# Yuck, my pigeons' first mites.



## maryjane (Jul 15, 2006)

Yesterday I came in from the aviary and there was a tiny mite (actually the picture I found says it is pigeon lice) crawling on my arm! I am getting Sevin tomorrow for them and will do everyone. Never had mites or lice before, it sure is creepy.  Now I am itching all over....do they stay on humans, does anyone know? I can't see anything but am definitely itchy, though that may be psychological at this point  . We also have new laundry detergent, so who knows. I am certainly hoping someone can tell me they don't burrow under human skin or anything; I couldn't find anything about it. I'll get the birds dusted tomorrow, and hopefully won't have to do myself as well.  I don't know where they could have picked up lice.  Here is the closest picture I could find, they look like the louse on the bottom, the long/thin one. Creepy. *shudder*

http://www.universalpest.com/d4.html


----------



## Hillybean (Oct 30, 2005)

MJ, 
our birds must be visiting each other. lol! j/k

My little ones had these a while back. I treated with Sevins, and cleaned the cages really well. I have continue to treat them, with sevin for a just in case type of thing...
Haven't noticed any on them as of current.

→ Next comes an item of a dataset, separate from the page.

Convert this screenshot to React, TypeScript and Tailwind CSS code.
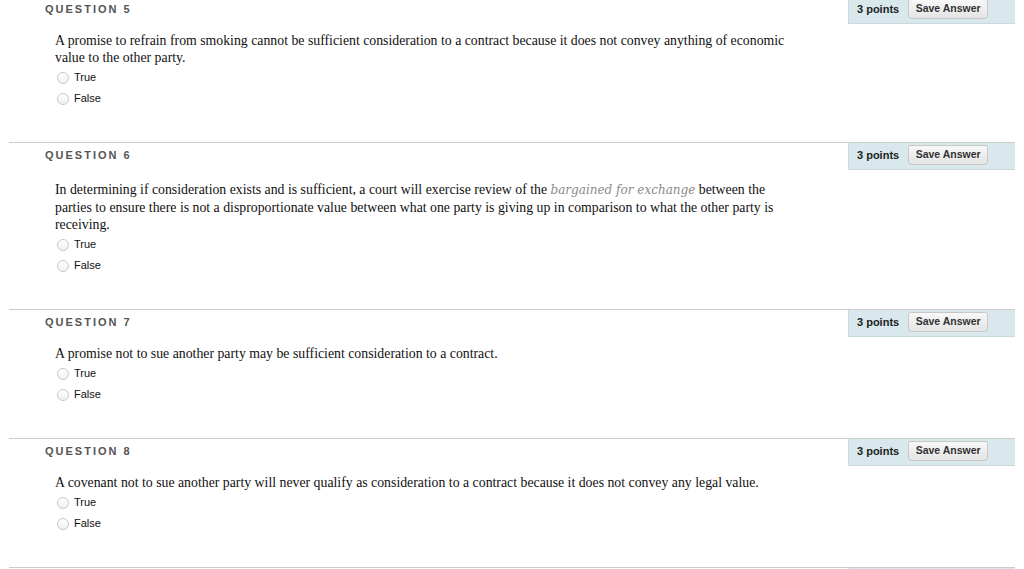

Mine are indoor pigeons, think how I feel !
I don't know if they get one you or what. I have not noticed any on me, and have had my hair checked often by my mom (a hair stylist). I'm paranoid though, I went out bought prevent stuff for human and wore a shower cap around for 1-2 weeks. Like I said I was paranoid...I also made sure I put my gloves on for the full out time. Probably didn't help any, but oh well. lol!

Beautiful was not happy about the gloves at all !!

All that comes to mind is that one either came into my care with the lice and I some how over looked it, or a box or something had to have them. 

Hilly


----------



## Maggie-NC (Jun 22, 2005)

Maryjane, far as I know, they are pigeon specific. They do get on some people. I can personally vouch for that, but I think they soon die. If we get in a new pigeon and I hold it, at least 10 will be on my shirt in an instant. I just pick them off and send down the drain. They never get on my husband.

This is a link to a good thread on parasites.

http://www.pigeons.biz/forums/showthread.php?t=22355


----------



## Victor (Dec 18, 2004)

Gee, Maryjane, I started getting itchy just reading your post. Your poor birds.  

I am sure you take very good care of your birds and were stunned to see those terrible pests.

I never imagined any of my pigeons getting canker, but as you may know, my Indian fantail, Uchie, did...and was treated for it, as all of them were.

I have to remember to get some Sevin dust just to have on hand just in case. I was at the hardware store just yesterday, and didn't think about it.

I am off to vacuum the coop and give mine a treated bath as they are past due for their weekly treatment.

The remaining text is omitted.